Pour mieux comprendre le fonctionnement du secteur culturel indépendant au Maroc, le collectif a été accueilli par Hassan Darsi à l'Atelier de la Source du Lion, par Nisrine Chiba à l'Espace Darja, et par Mohamed el Hassouni  au Théâtre nomade situé aux Abattoirs. La discussion a porté sur le fonctionnement de ces lieux, les difficultés rencontrées et la manière dont ces expériences positives s'inscrivent dans le tissu social et les quartiers où elles sont basées.

Outre ces expériences marocaines, une présentation a été faite des activités de l'association Carovana à Cagliari en Sardaigne dirigée par Ornella D’Agostino. Pendant plus de 15 ans, cette chorégraphe a mené un travail intellectuel et politique en réseau pour développer une approche interdisciplinaire sur le corps et l'identité dans l'espace méditerranéen.
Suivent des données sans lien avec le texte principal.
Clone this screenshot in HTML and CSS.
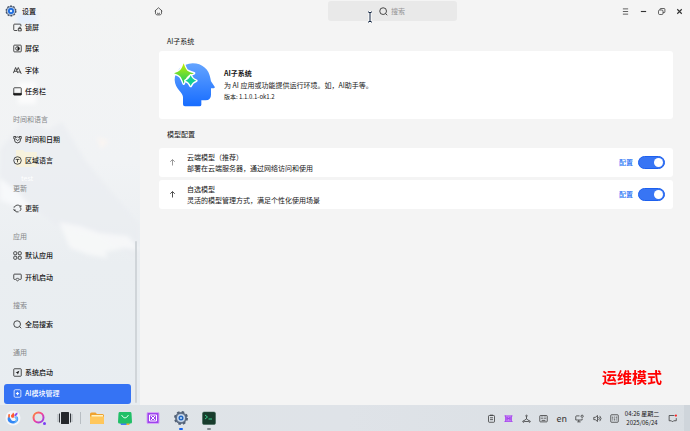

Une réunion de bilan de la rencontre s’est tenue à l’issue de ces échanges et a permis de dégager quelques pistes de travail pour les mois à venir :

  • travailler sur le discours, le langage, et sur l'argumentaire du groupe, ce qui serait utile pour les batailles futures ;
  • organiser une prochaine étape en Grèce ;
  • rendre les échanges plus continus à l’aide du blog qui doit être repensé: un appel à contribution a été lancé par le collectif P&P pour la rédaction de textes courts et simples qui permettent de nourrir et approfondir réflexions, les liens et échanges.